2. The following language is hereby added to the end of Paragraph 3.2 Grant Of
License to Professional Version:
"IMSI shall have the right to distribute and sell the Professional Version on an
exclusive basis to Resellers until June 30, 2003. Thereafter, IMSI shall have no
further distribution rights with respect to the Professional Version to any
Resellers other than Xxxxxx.

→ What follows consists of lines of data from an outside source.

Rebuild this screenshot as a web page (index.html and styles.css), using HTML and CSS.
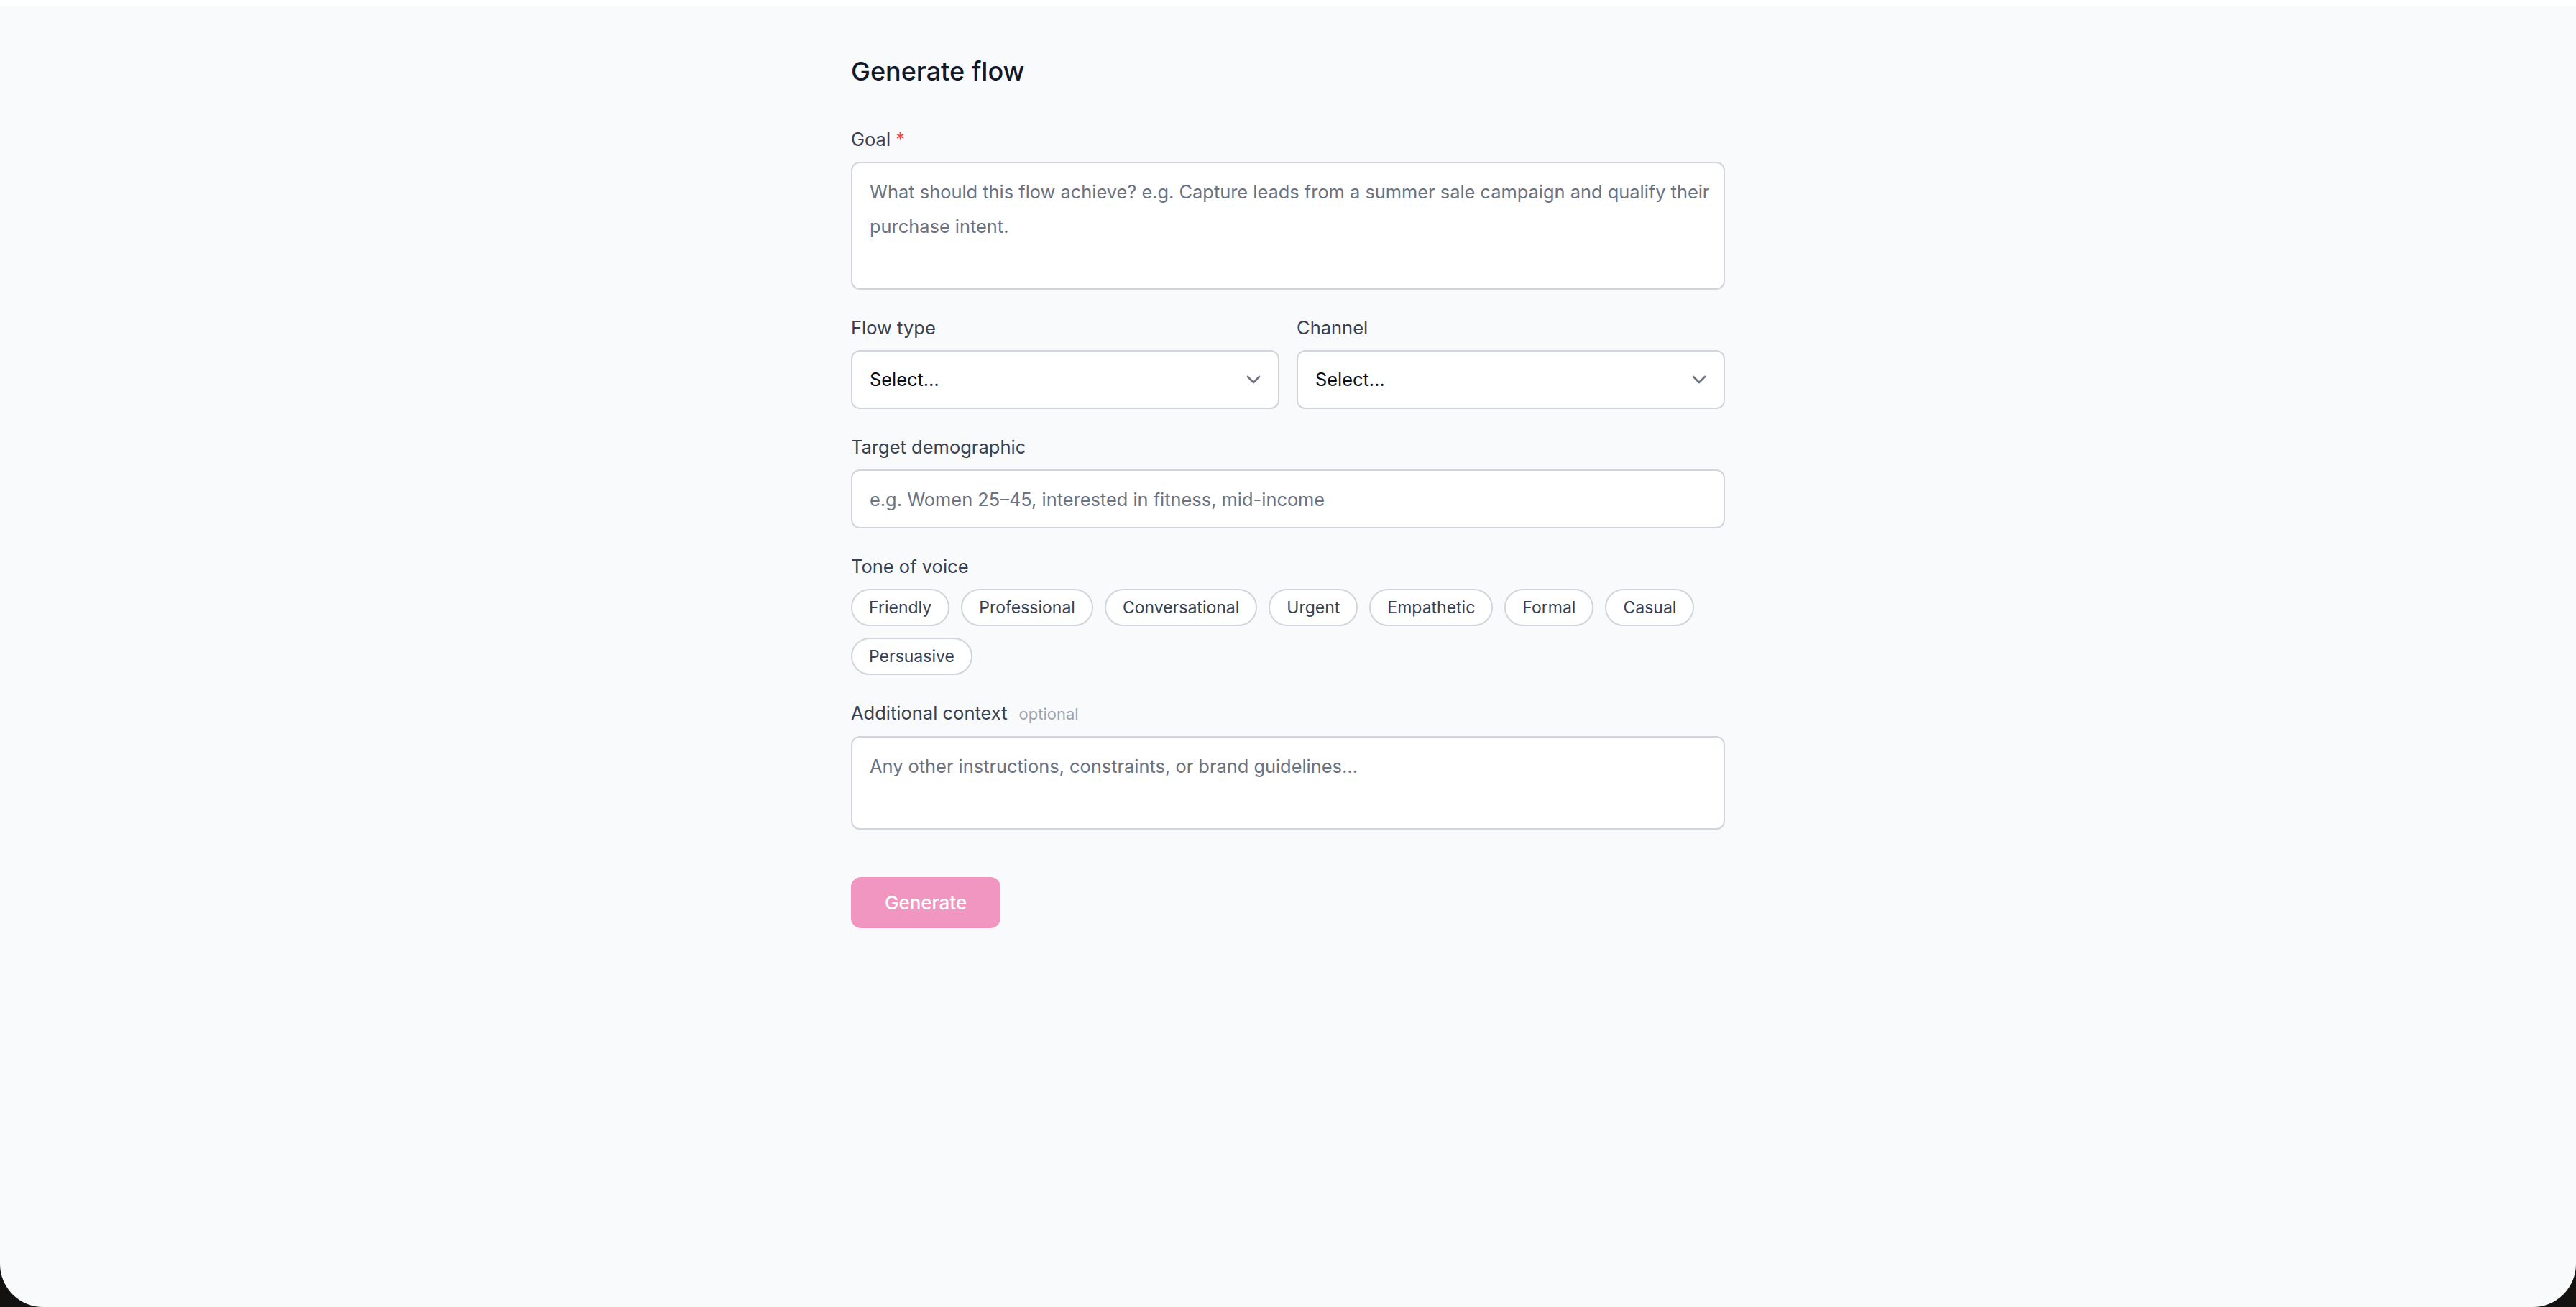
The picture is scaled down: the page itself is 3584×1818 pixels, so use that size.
FILE: index.html
```html
<!DOCTYPE html>
<html lang="en">
<head>
<meta charset="utf-8">
<title>Generate flow</title>
<link rel="stylesheet" href="styles.css">
</head>
<body>
<div class="window">
  <main class="form">
    <h1 class="title">Generate flow</h1>
    <div class="fields">
      <div class="field">
        <label class="label">Goal <span class="req">*</span></label>
        <textarea class="control goal" placeholder="What should this flow achieve? e.g. Capture leads from a summer sale campaign and qualify their purchase intent."></textarea>
      </div>
      <div class="row">
        <div class="field">
          <label class="label">Flow type</label>
          <div class="control select">
            <span>Select…</span>
            <svg class="chev" viewBox="0 0 24 24" width="32" height="32" fill="none" stroke="#6b7280" stroke-width="2" stroke-linecap="round" stroke-linejoin="round"><path d="m6 9 6 6 6-6"/></svg>
          </div>
        </div>
        <div class="field">
          <label class="label">Channel</label>
          <div class="control select">
            <span>Select…</span>
            <svg class="chev" viewBox="0 0 24 24" width="32" height="32" fill="none" stroke="#6b7280" stroke-width="2" stroke-linecap="round" stroke-linejoin="round"><path d="m6 9 6 6 6-6"/></svg>
          </div>
        </div>
      </div>
      <div class="field">
        <label class="label">Target demographic</label>
        <input class="control input" type="text" placeholder="e.g. Women 25–45, interested in fitness, mid-income">
      </div>
      <div class="field">
        <label class="label">Tone of voice</label>
        <div class="chips">
          <button class="chip">Friendly</button>
          <button class="chip">Professional</button>
          <button class="chip">Conversational</button>
          <button class="chip">Urgent</button>
          <button class="chip">Empathetic</button>
          <button class="chip">Formal</button>
          <button class="chip">Casual</button>
          <button class="chip">Persuasive</button>
        </div>
      </div>
      <div class="field">
        <div class="label-row">
          <label class="label">Additional context</label>
          <span class="optional">optional</span>
        </div>
        <textarea class="control extra" placeholder="Any other instructions, constraints, or brand guidelines…"></textarea>
      </div>
    </div>
    <button class="generate">Generate</button>
  </main>
</div>
</body>
</html>
```

FILE: styles.css
```css
html, body {
  margin: 0;
  padding: 0;
  background: #141211;
}

.window {
  height: 1818px;
  box-sizing: border-box;
  background: #f9fafb;
  border-top: 8px solid #ffffff;
  border-radius: 0 0 60px 60px;
  display: flex;
  justify-content: center;
  font-family: Inter, "Noto Sans", "Liberation Sans", sans-serif;
}

.form {
  width: 1216px;
  padding-top: 67px;
}

.title {
  margin: 0 0 51px;
  font-size: 36px;
  line-height: 48px;
  font-weight: 500;
  color: #111827;
}

.fields {
  display: flex;
  flex-direction: column;
  gap: 33px;
}

.field {
  display: flex;
  flex-direction: column;
  gap: 11px;
  min-width: 0;
}

.row {
  display: grid;
  grid-template-columns: 1fr 1fr;
  gap: 24px;
}

.label {
  font-size: 25.5px;
  line-height: 40px;
  font-weight: 400;
  color: #374151;
}

.req {
  color: #ef4444;
}

.label-row {
  display: flex;
  align-items: baseline;
  gap: 16px;
}

.optional {
  font-size: 22px;
  line-height: 40px;
  color: #9ca3af;
}

.control {
  box-sizing: border-box;
  width: 100%;
  margin: 0;
  border: 2px solid #d1d5db;
  border-radius: 12px;
  background: #ffffff;
  font-family: Inter, "Noto Sans", "Liberation Sans", sans-serif;
  font-size: 25.4px;
  line-height: 48px;
  color: #111827;
  outline: none;
}

.control::placeholder {
  color: #6b7280;
  opacity: 1;
}

textarea.control {
  display: block;
  resize: none;
  padding: 16px 8px 16px 24px;
}

.goal {
  height: 178px;
}

.extra {
  height: 130px;
}

.input {
  height: 82px;
  padding: 0 24px;
}

.select {
  height: 82px;
  display: flex;
  align-items: center;
  justify-content: space-between;
  padding: 0 18px 0 24px;
  color: #0b0f19;
}

.chev {
  display: block;
}

.chips {
  display: flex;
  flex-wrap: wrap;
  gap: 16px;
}

.chip {
  box-sizing: border-box;
  height: 52px;
  margin: 0;
  padding: 0 23px;
  border: 2px solid #d1d5db;
  border-radius: 999px;
  background: #ffffff;
  font-family: Inter, "Noto Sans", "Liberation Sans", sans-serif;
  font-size: 23px;
  line-height: 32px;
  color: #374151;
}

.generate {
  margin-top: 66px;
  height: 71px;
  padding: 0 47px;
  border: 0;
  border-radius: 14px;
  background: #f196c0;
  color: #ffffff;
  font-family: Inter, "Noto Sans", "Liberation Sans", sans-serif;
  font-size: 26px;
  font-weight: 500;
}
```
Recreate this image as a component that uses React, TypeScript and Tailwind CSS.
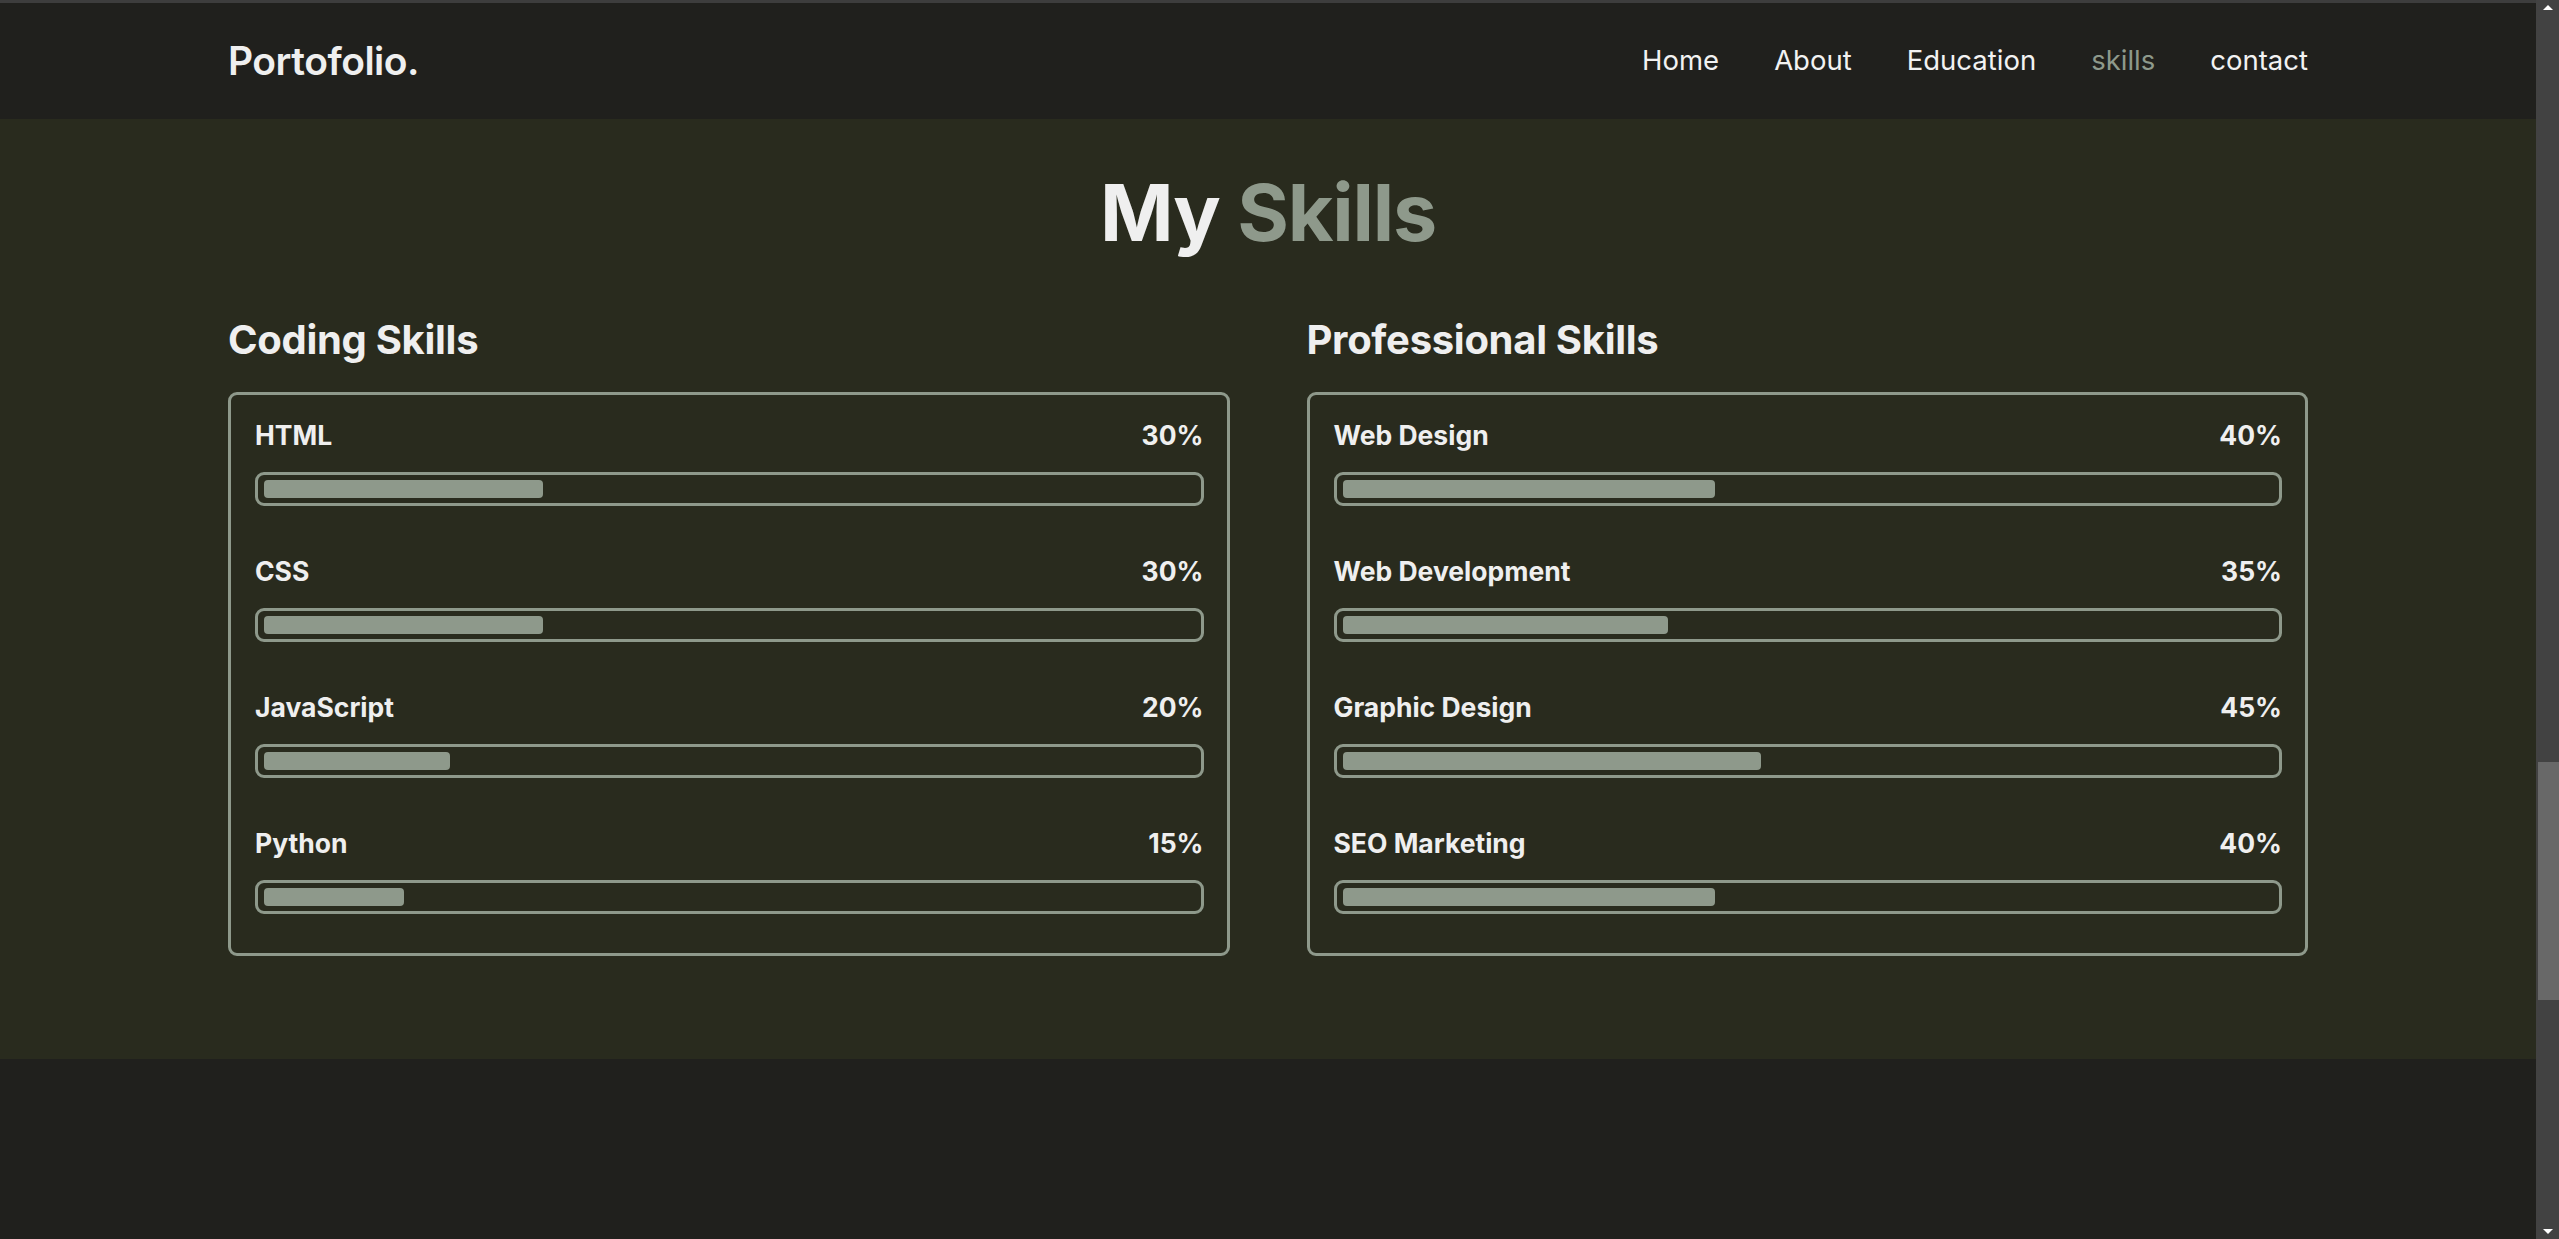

IMSI shall have the exclusive right to distribute
and sell the Professional Version to Xxxxxx and the non-exclusive right to
distribute and sell the Professional Version to End-Users until December 31,
2003, at which time such rights shall also terminate."
3. In Paragraph 3.3 Exclusivity the first and last sentences are hereby deleted
in their entirety.
4. Paragraph 3.4 Loss of Exclusivity is hereby deleted in its entirety.
5. In the third line of Paragraph 7.2 Royalties on Standard Version, immediately
after the language "...for such copy," the following language is hereby added:
"(and in the case of sales to Xxxxxx by IMSI on and after July 1, 2003, fifty
percent (50%) of the Net Revenue from each copy)".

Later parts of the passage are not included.